A data citizen is an employee who is given access to an organization's proprietary information. Use of the word "citizen" is meant to emphasize the idea that an employee's right to access corporate data also comes with responsibilities. While citizens in the United States have the right to assemble, for example, they also have a responsibility to obey federal, state and local laws. Similarly, an employee who has been granted the right to access corporate data also has a responsibility to support the company's data governance policies.

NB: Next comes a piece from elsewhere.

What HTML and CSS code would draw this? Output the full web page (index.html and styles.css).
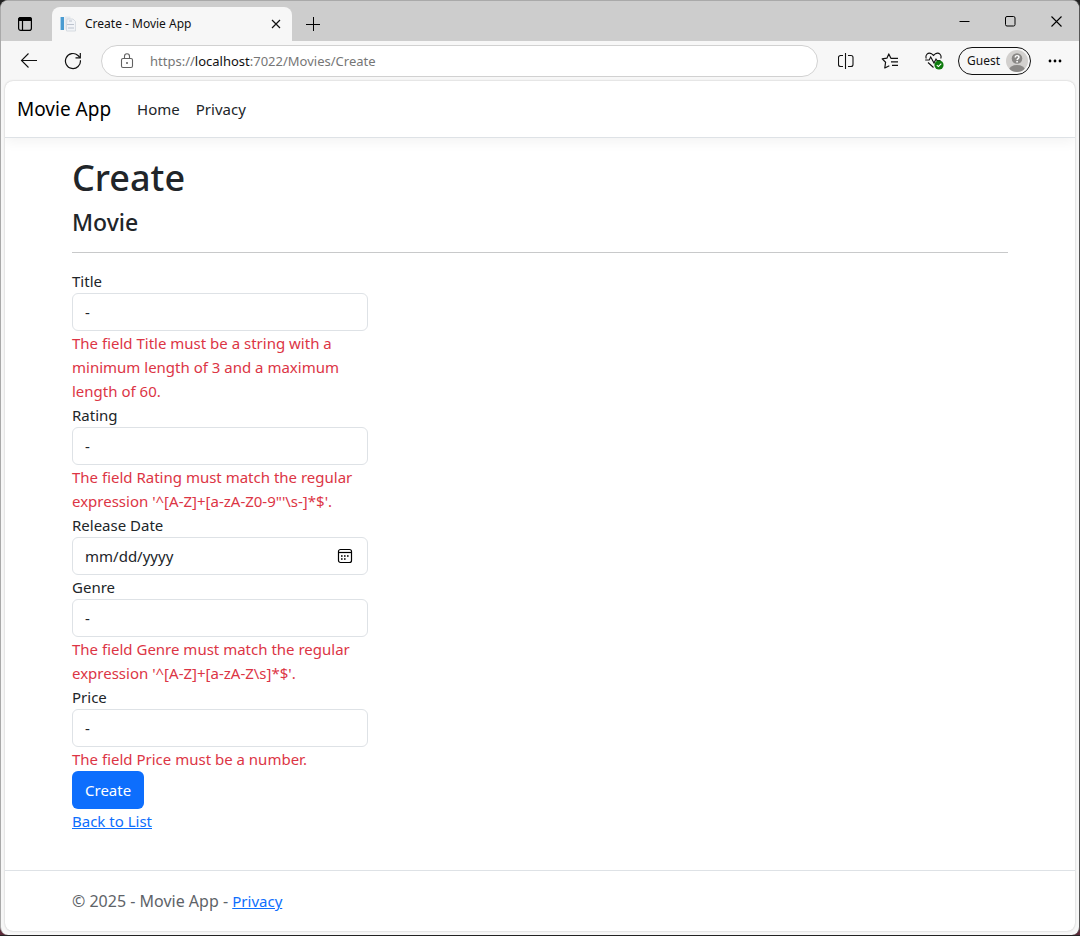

As corporate data citizens increasingly expect more transparent, accessible and trustworthy data from their employers, it has become more important than ever for the rights and responsibilities of both parties to be defined and enforced through policy. In some large organizations, data governance policies define and enforce the data citizen's right to easily access trustworthy data while data stewardship policies define and enforce the use of consistent data definitions and formats to ensure data quality.
Best practices for supporting data citizens include setting up a steering committee with high-level support for data governance, as well as embedding a network of data stewards within business lines. In large corporations, an additional central governance team may be necessary to coordinate governance and stewardship activities. In addition to enforcing the data citizen's right to easily access trustworthy data, governance controls ensure that data is used in a consistent manner across the enterprise. To support ongoing compliance with external government regulations, as well as internal data policies, audit procedures should also be included in the controls.
In the early days of computing, it took a specialist with a strong background in data science to mine structured data for information. Today, self-service business intelligence (BI) tools allow employees at every level of an organization to run ad hoc reports on the fly. Changes in how data can be analyzed and visualized allow workers who have no background in mathematics, statistics or programming be able to make data-driven decisions.